Posted: Wed Jan 14, 2004 3:36 pm
by redmonkey
Code: Select all
if (preg_match('/<span class="newsheadline">.*<\/span>/', $content, $matches))
Try that out, $matches will be an array so you will have to use something like print_r to see the contents.
I'm guessing you want to extract the contents between the span tags? if so you will need to use something like...
Code: Select all
if (preg_match('/<span class="newsheadline">(.*)<\/span>/', $content, $matches))

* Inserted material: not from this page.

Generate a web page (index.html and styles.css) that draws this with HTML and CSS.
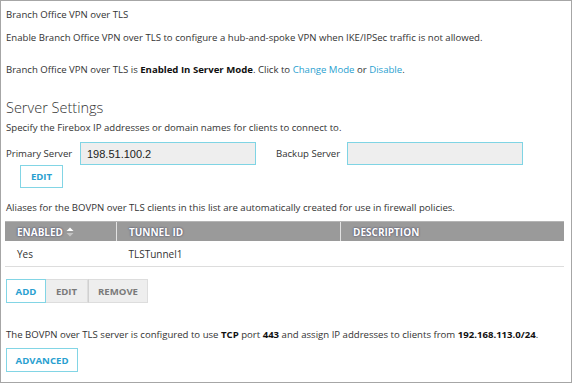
FILE: index.html
```html
<!DOCTYPE html>
<html lang="en">
<head>
    <meta charset="UTF-8">
    <title>Branch Office VPN over TLS</title>
    <link rel="stylesheet" href="styles.css">
</head>
<body>
    <div class="page">
        <p class="intro-title">Branch Office VPN over TLS</p>
        <p class="intro-desc">Enable Branch Office VPN over TLS to configure a hub-and-spoke VPN when IKE/IPSec traffic is not allowed.</p>
        <p class="mode">Branch Office VPN over TLS is <b>Enabled In Server Mode</b>. Click to <a href="#">Change Mode</a> or <a href="#">Disable</a>.</p>

        <h2>Server Settings</h2>
        <p class="hint">Specify the Firebox IP addresses or domain names for clients to connect to.</p>
        <div class="server-row">
            <label class="primary-label">Primary Server</label>
            <input class="field" type="text" value="198.51.100.2" readonly>
            <label class="backup-label">Backup Server</label>
            <input class="field" type="text" value="" readonly>
        </div>
        <button class="btn btn-primary btn-edit">EDIT</button>

        <p class="aliases">Aliases for the BOVPN over TLS clients in this list are automatically created for use in firewall policies.</p>
        <table class="clients">
            <thead>
                <tr>
                    <th class="col-enabled">ENABLED
                        <svg class="sort" width="8" height="10" viewBox="0 0 8 10">
                            <path d="M0.5 4 L4 0.5 L7.5 4 Z" fill="#fff"/>
                            <path d="M0.5 6 L4 9.5 L7.5 6 Z" fill="#c4c4c4"/>
                        </svg>
                    </th>
                    <th class="col-tunnel">TUNNEL ID</th>
                    <th>DESCRIPTION</th>
                </tr>
            </thead>
            <tbody>
                <tr>
                    <td>Yes</td>
                    <td>TLSTunnel1</td>
                    <td></td>
                </tr>
            </tbody>
        </table>
        <div class="btn-group">
            <button class="btn btn-primary">ADD</button>
            <button class="btn btn-disabled">EDIT</button>
            <button class="btn btn-disabled">REMOVE</button>
        </div>

        <p class="summary">The BOVPN over TLS server is configured to use <b>TCP</b> port <b>443</b> and assign IP addresses to clients from <b>192.168.113.0/24</b>.</p>
        <button class="btn btn-primary btn-advanced">ADVANCED</button>
    </div>
</body>
</html>
```

FILE: styles.css
```css
body {
    margin: 0;
    font-family: 'Open Sans', sans-serif;
    font-size: 9.6px;
    color: #333;
}

.page {
    box-sizing: border-box;
    width: 572px;
    height: 383px;
    border: 1px solid #a6a6a6;
    padding: 7px 7px 0 4px;
}

p {
    margin: 0;
    line-height: 14px;
    padding-left: 1px;
}

b {
    color: #111;
    font-weight: 700;
}

a {
    color: #2a9fd0;
    text-decoration: none;
}

.intro-desc {
    margin-top: 9px;
}

.mode {
    margin-top: 18px;
}

h2 {
    margin: 21px 0 0;
    padding-left: 1px;
    font-size: 14.5px;
    font-weight: 300;
    line-height: 20px;
    color: #333;
}

.hint {
    margin-top: 3px;
}

.server-row {
    display: flex;
    align-items: center;
    margin-top: 7px;
    padding-left: 1px;
}

.primary-label {
    width: 74px;
}

.backup-label {
    margin-left: 20px;
    width: 71px;
}

.field {
    box-sizing: border-box;
    width: 176px;
    height: 23px;
    margin: 0;
    padding: 0 6px;
    background: #eee;
    border: 1px solid #7fd4e4;
    font-family: 'Liberation Sans', sans-serif;
    font-size: 11px;
    color: #222;
    outline: none;
}

.btn {
    box-sizing: border-box;
    height: 24px;
    margin: 0;
    padding: 0 10px;
    font-family: 'Open Sans', sans-serif;
    font-size: 9.6px;
    font-weight: 700;
    border-radius: 0;
    cursor: pointer;
}

.btn-primary {
    background: #fff;
    border: 1px solid #82d5e5;
    color: #2a9fd0;
}

.btn-disabled {
    background: #eee;
    border: 1px solid #ddd;
    color: #7a7a7a;
}

.btn-edit {
    display: block;
    width: 43px;
    height: 23px;
    margin: 0 0 0 15px;
    padding: 0;
}

.aliases {
    margin-top: 13px;
}

.clients {
    width: 559px;
    margin-top: 6px;
    border-collapse: collapse;
}

.clients th {
    height: 19px;
    padding: 0 12px;
    background: #9a9a9a;
    border-top: 1px solid #b4b4b4;
    border-left: 1px solid #e2e2e2;
    color: #fff;
    font-size: 10px;
    font-weight: 700;
    text-align: left;
    text-shadow: 0 0 2px #2c2c55;
}

.clients th:first-child {
    border-left: none;
}

.col-enabled {
    width: 87px;
}

.col-tunnel {
    width: 199px;
}

.sort {
    vertical-align: -1px;
}

.clients td {
    height: 25px;
    padding: 0 12px;
    border-bottom: 1px solid #ddd;
    font-size: 10px;
    color: #333;
}

.btn-group {
    display: flex;
    margin-top: 12px;
    padding-left: 1px;
}

.btn-group .btn {
    padding: 0;
}

.btn-group .btn:nth-child(1) {
    width: 40px;
}

.btn-group .btn:nth-child(2) {
    width: 42px;
    border-left: none;
}

.btn-group .btn:nth-child(3) {
    width: 60px;
    border-left: 1px solid #d0d0d0;
}

.summary {
    margin-top: 25px;
}

.btn-advanced {
    display: block;
    width: 72px;
    margin: 6px 0 0 1px;
    padding: 0;
}
```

Posted: Wed Jan 14, 2004 5:50 pm
by Unipus
Ick, I see that my post got all messed up converting between <> and []. Anyway, it wasn't even recognizing the array before, and now I realize why: I had escaped the '.' as '\.', so it was looking for a literal '.'
Posted: Wed Jan 14, 2004 6:20 pm
by Unipus
Ah, but there's MORE!
Now, I'm trying to capture pieces of information on a page that are not uniformly identifiable. Fortunately, the pages are commented in blocks. The only way I've thought of to automate the distinction between these and any other possible match is to first make an initial match of the block and then do a second iteration through only that result set. But here's the problem: how the hell do I do a multiline capture? I see the modifier 'm', but A) it doesn't seem to work in Regex Coach, B) even if it IS working, I seem to be using it wrong in PHP.
Code: Select all
preg_match_('/<!-- NEWEST ANNOUNCED.*<!-- AFFILIATE/', $content, $match, \m))
??
So far I've found NO documentation on how to use these properly with PHP. But I need to be able to account for an unknown number of newlines with an unknown amount of content on each line. Grrr.
Posted: Wed Jan 14, 2004 6:23 pm
by Unipus
AHA!
<!-- NEWEST ANNOUNCED(.*(\n))*<!-- AFFILIATE
I'm so stupid sometimes. Although the multiline modifier still really seems to do nothing.